Kamis, 10 Februari 2011, 18.05 waktu identitas
Dingin! Kakiku rasanya dingin! Padahal, di luar tak ada rintik hujan. Tak pula angin yang membawa hawa dingin. Entahlah, kenapa kakiku jadi dingin. Saat ini, aku berada di sebuah ruangan berbentuk persegi panjang. Coklat mendominasi interiornya. Peta dunia dan Sulawesi Selatan menghiasi dindingnya.

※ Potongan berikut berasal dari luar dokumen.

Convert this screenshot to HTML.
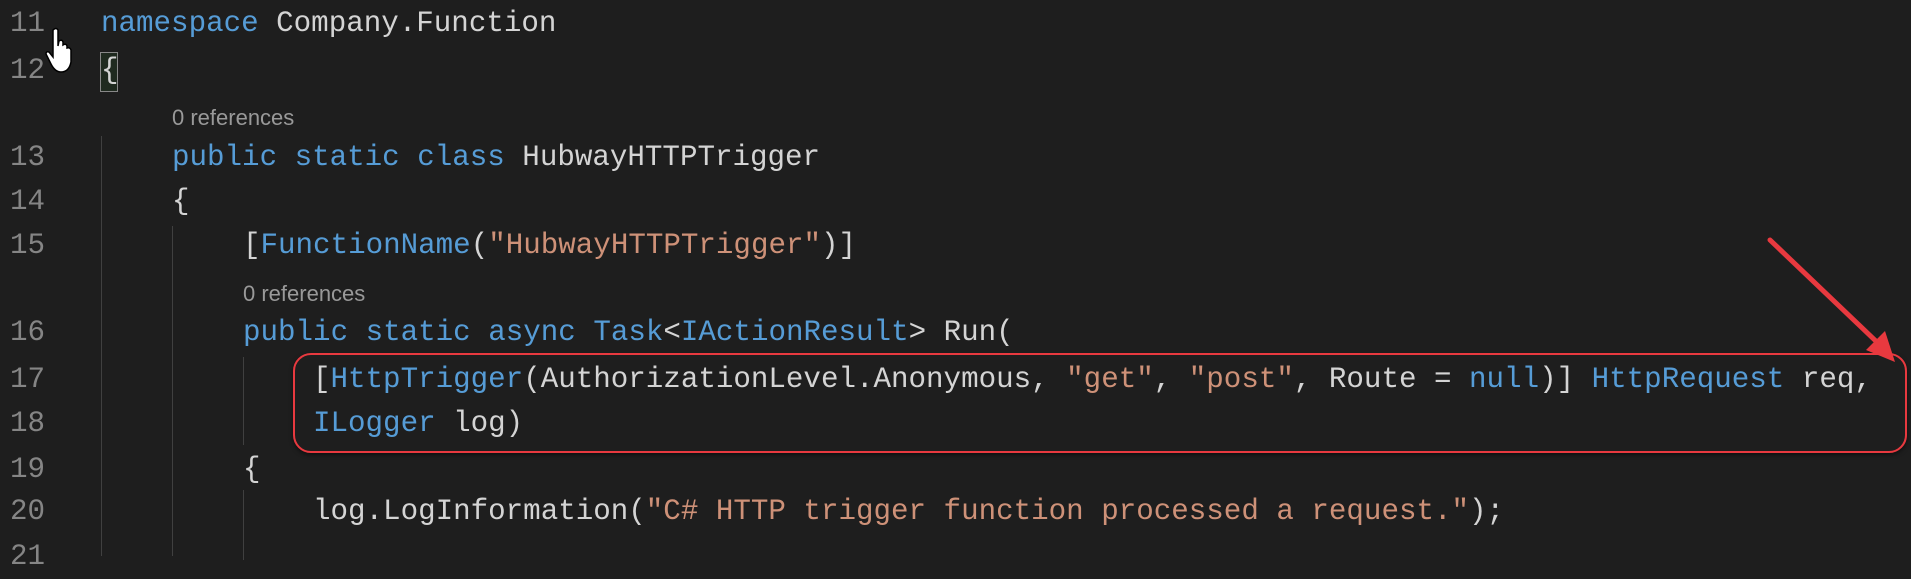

Tepat di samping kananku, whiteboard terpampang kaku. Hanya ada dua kata di sana, satunya angka dan yang lainnya berupa jalinan huruf. Sebuah kombinasi yang lengkap. “5 Teng”, begitu aku membacanya. Tak ada yang special dari tulisan itu. Hanya sebuah kesepakatan pertemuan kemarin. Tapi, sekali lagi, tak ada yang tak bermakna. Entah sadar atau tidak, tulisan itu kembali mencerminkan, betapa warga negara tercinta-termasuk aku- ini belum mampu menghargai waktu!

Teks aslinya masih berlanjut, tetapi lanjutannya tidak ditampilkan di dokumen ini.